The request
Set down the material once more, exactly as it appears.
— start of Dataset section —
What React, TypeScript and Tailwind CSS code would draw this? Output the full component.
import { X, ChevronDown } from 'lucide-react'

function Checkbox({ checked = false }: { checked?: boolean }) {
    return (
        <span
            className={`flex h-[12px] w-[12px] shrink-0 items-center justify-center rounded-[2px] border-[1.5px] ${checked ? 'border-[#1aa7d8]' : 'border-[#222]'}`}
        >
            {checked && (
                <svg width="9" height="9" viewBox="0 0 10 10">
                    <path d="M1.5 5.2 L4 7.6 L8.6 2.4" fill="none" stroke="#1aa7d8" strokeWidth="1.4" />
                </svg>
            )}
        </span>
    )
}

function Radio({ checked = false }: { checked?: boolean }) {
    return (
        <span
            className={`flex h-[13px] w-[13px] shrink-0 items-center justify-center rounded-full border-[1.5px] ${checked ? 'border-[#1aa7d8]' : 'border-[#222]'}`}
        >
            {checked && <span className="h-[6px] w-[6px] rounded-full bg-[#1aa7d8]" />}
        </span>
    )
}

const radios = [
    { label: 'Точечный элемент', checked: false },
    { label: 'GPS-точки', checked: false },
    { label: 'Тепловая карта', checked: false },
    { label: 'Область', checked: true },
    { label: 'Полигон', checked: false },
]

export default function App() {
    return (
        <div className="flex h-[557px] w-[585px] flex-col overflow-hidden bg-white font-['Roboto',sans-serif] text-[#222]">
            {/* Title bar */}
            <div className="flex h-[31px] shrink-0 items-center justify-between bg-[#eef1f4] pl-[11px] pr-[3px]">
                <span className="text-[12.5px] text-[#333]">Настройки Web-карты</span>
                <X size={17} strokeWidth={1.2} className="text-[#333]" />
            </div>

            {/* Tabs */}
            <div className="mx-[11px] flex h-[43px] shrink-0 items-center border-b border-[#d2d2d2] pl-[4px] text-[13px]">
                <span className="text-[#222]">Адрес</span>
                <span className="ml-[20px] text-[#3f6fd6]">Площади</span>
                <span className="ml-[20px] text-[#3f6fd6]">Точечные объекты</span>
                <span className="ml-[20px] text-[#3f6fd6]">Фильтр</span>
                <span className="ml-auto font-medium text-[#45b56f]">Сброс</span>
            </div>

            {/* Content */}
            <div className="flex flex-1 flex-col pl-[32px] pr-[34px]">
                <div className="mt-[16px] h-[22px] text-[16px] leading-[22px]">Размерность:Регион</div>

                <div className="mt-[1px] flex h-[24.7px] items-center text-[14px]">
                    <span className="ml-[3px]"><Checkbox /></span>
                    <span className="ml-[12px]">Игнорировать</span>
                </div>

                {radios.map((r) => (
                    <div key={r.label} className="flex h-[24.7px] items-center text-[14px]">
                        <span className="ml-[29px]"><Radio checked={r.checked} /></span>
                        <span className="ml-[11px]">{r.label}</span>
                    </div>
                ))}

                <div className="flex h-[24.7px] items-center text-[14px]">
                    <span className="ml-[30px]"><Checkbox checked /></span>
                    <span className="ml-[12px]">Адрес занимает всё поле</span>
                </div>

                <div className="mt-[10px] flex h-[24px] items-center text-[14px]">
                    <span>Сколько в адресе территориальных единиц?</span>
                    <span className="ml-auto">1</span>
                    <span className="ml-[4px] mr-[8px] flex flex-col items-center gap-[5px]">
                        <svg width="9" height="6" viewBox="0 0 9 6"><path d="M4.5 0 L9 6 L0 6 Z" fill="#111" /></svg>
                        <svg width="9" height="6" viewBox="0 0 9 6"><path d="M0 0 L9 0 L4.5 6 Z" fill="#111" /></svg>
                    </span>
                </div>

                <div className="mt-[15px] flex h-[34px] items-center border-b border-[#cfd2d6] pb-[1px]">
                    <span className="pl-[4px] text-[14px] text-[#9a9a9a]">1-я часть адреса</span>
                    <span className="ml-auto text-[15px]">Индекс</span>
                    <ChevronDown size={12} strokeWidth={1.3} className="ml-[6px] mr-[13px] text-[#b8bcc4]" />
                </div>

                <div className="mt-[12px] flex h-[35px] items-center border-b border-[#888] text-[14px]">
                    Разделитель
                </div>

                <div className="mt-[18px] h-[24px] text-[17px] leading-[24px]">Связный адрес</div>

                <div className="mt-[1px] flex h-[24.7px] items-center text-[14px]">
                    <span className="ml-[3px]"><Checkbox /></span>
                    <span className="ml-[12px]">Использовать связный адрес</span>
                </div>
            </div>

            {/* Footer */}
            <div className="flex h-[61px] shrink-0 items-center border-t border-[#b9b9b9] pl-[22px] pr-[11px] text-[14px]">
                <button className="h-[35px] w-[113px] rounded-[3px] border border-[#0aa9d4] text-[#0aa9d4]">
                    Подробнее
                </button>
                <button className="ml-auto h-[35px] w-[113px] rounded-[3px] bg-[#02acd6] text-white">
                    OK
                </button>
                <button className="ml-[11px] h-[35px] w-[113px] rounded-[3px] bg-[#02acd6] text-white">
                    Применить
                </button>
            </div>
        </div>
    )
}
— end of Dataset section —
Solution to this problem
What React, TypeScript and Tailwind CSS code would draw this? Output the full component.
import { X, ChevronDown } from 'lucide-react'

function Checkbox({ checked = false }: { checked?: boolean }) {
    return (
        <span
            className={`flex h-[12px] w-[12px] shrink-0 items-center justify-center rounded-[2px] border-[1.5px] ${checked ? 'border-[#1aa7d8]' : 'border-[#222]'}`}
        >
            {checked && (
                <svg width="9" height="9" viewBox="0 0 10 10">
                    <path d="M1.5 5.2 L4 7.6 L8.6 2.4" fill="none" stroke="#1aa7d8" strokeWidth="1.4" />
                </svg>
            )}
        </span>
    )
}

function Radio({ checked = false }: { checked?: boolean }) {
    return (
        <span
            className={`flex h-[13px] w-[13px] shrink-0 items-center justify-center rounded-full border-[1.5px] ${checked ? 'border-[#1aa7d8]' : 'border-[#222]'}`}
        >
            {checked && <span className="h-[6px] w-[6px] rounded-full bg-[#1aa7d8]" />}
        </span>
    )
}

const radios = [
    { label: 'Точечный элемент', checked: false },
    { label: 'GPS-точки', checked: false },
    { label: 'Тепловая карта', checked: false },
    { label: 'Область', checked: true },
    { label: 'Полигон', checked: false },
]

export default function App() {
    return (
        <div className="flex h-[557px] w-[585px] flex-col overflow-hidden bg-white font-['Roboto',sans-serif] text-[#222]">
            {/* Title bar */}
            <div className="flex h-[31px] shrink-0 items-center justify-between bg-[#eef1f4] pl-[11px] pr-[3px]">
                <span className="text-[12.5px] text-[#333]">Настройки Web-карты</span>
                <X size={17} strokeWidth={1.2} className="text-[#333]" />
            </div>

            {/* Tabs */}
            <div className="mx-[11px] flex h-[43px] shrink-0 items-center border-b border-[#d2d2d2] pl-[4px] text-[13px]">
                <span className="text-[#222]">Адрес</span>
                <span className="ml-[20px] text-[#3f6fd6]">Площади</span>
                <span className="ml-[20px] text-[#3f6fd6]">Точечные объекты</span>
                <span className="ml-[20px] text-[#3f6fd6]">Фильтр</span>
                <span className="ml-auto font-medium text-[#45b56f]">Сброс</span>
            </div>

            {/* Content */}
            <div className="flex flex-1 flex-col pl-[32px] pr-[34px]">
                <div className="mt-[16px] h-[22px] text-[16px] leading-[22px]">Размерность:Регион</div>

                <div className="mt-[1px] flex h-[24.7px] items-center text-[14px]">
                    <span className="ml-[3px]"><Checkbox /></span>
                    <span className="ml-[12px]">Игнорировать</span>
                </div>

                {radios.map((r) => (
                    <div key={r.label} className="flex h-[24.7px] items-center text-[14px]">
                        <span className="ml-[29px]"><Radio checked={r.checked} /></span>
                        <span className="ml-[11px]">{r.label}</span>
                    </div>
                ))}

                <div className="flex h-[24.7px] items-center text-[14px]">
                    <span className="ml-[30px]"><Checkbox checked /></span>
                    <span className="ml-[12px]">Адрес занимает всё поле</span>
                </div>

                <div className="mt-[10px] flex h-[24px] items-center text-[14px]">
                    <span>Сколько в адресе территориальных единиц?</span>
                    <span className="ml-auto">1</span>
                    <span className="ml-[4px] mr-[8px] flex flex-col items-center gap-[5px]">
                        <svg width="9" height="6" viewBox="0 0 9 6"><path d="M4.5 0 L9 6 L0 6 Z" fill="#111" /></svg>
                        <svg width="9" height="6" viewBox="0 0 9 6"><path d="M0 0 L9 0 L4.5 6 Z" fill="#111" /></svg>
                    </span>
                </div>

                <div className="mt-[15px] flex h-[34px] items-center border-b border-[#cfd2d6] pb-[1px]">
                    <span className="pl-[4px] text-[14px] text-[#9a9a9a]">1-я часть адреса</span>
                    <span className="ml-auto text-[15px]">Индекс</span>
                    <ChevronDown size={12} strokeWidth={1.3} className="ml-[6px] mr-[13px] text-[#b8bcc4]" />
                </div>

                <div className="mt-[12px] flex h-[35px] items-center border-b border-[#888] text-[14px]">
                    Разделитель
                </div>

                <div className="mt-[18px] h-[24px] text-[17px] leading-[24px]">Связный адрес</div>

                <div className="mt-[1px] flex h-[24.7px] items-center text-[14px]">
                    <span className="ml-[3px]"><Checkbox /></span>
                    <span className="ml-[12px]">Использовать связный адрес</span>
                </div>
            </div>

            {/* Footer */}
            <div className="flex h-[61px] shrink-0 items-center border-t border-[#b9b9b9] pl-[22px] pr-[11px] text-[14px]">
                <button className="h-[35px] w-[113px] rounded-[3px] border border-[#0aa9d4] text-[#0aa9d4]">
                    Подробнее
                </button>
                <button className="ml-auto h-[35px] w-[113px] rounded-[3px] bg-[#02acd6] text-white">
                    OK
                </button>
                <button className="ml-[11px] h-[35px] w-[113px] rounded-[3px] bg-[#02acd6] text-white">
                    Применить
                </button>
            </div>
        </div>
    )
}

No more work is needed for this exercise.